U.S. delivered 911 SC's, from 1978 through 1983 have the loop cooler. This system consists of the initial flexible hose connections from the engine connected to tubing running forward to a thermostatically controlled valve located in the right rear, wheel well. When the proper oil temperature is reached (approximately 182 deg F.) the valve opens, and the pressurized warm oil is routed forward through tubing to the loop cooler mounted in the right front fender well, ahead of the wheel.

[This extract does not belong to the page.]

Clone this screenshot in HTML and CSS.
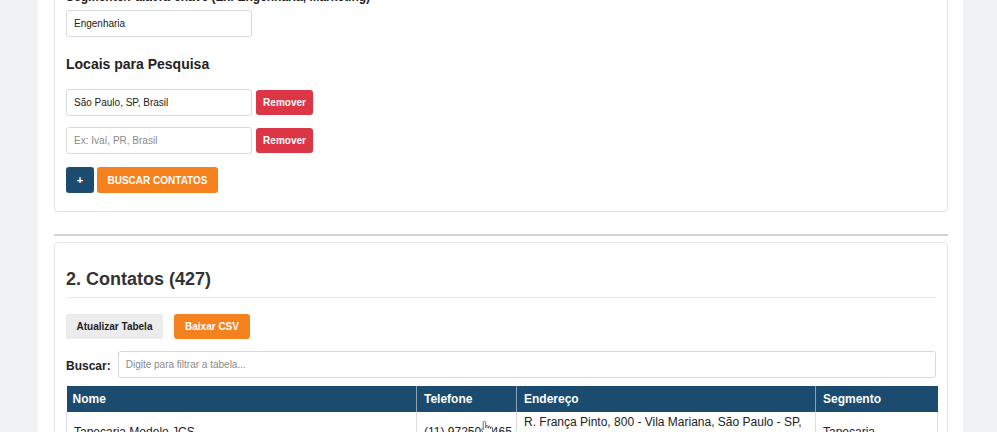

Once at the loop cooler, the oil is pumped vertically to the top of the cooler, making a 180 degree turn, falling to complete another 180 degree turn upward, around and down to complete the cycle.
Once the loop cooler cycle is complete, the cooled oil is redirected rearward through a brass lines to the engine, passing again through the thermostatically controlled valve, and making the final connection to the engine using flexible tubing.
Both the aluminum radiator and the loop cooler are "passive" in the sense that the coolers perform their function by passively transferring heat from the oil pumped through them into circulating air. There is no fan directing air to optimize the process. Passive coolers denied circulating air, such as when sitting in traffic on a hot day, lose their efficiency.
The 1984 U.S. Carreras were delivered with a "passive" 28 tube brass radiator first seen on the 1980 R.o.W.(Rest of World/non-US) SC's. 1985 and 1986 911 U.S. models were delivered with a "passive" shrouded aluminum radiator, as well as front bumpers incorporating a notch in the right lower corner, added for the purpose of providing increased air flow to the radiator.
1987 to 1989 U.S. cars come with an aluminum style radiator, complimented with a powerful electric fan placed at the front end of the radiator. The fan, transforming the "passive" radiator into an "active" unit, is energized when a thermocouple device built into the top of the radiator senses oil temperatures reaching 118 deg C. (244 deg F). Bruce Anderson suspects the thermocouple triggering device is set high as the fan generates it's optimal cooling with the oil in the radiator at these higher temperatures.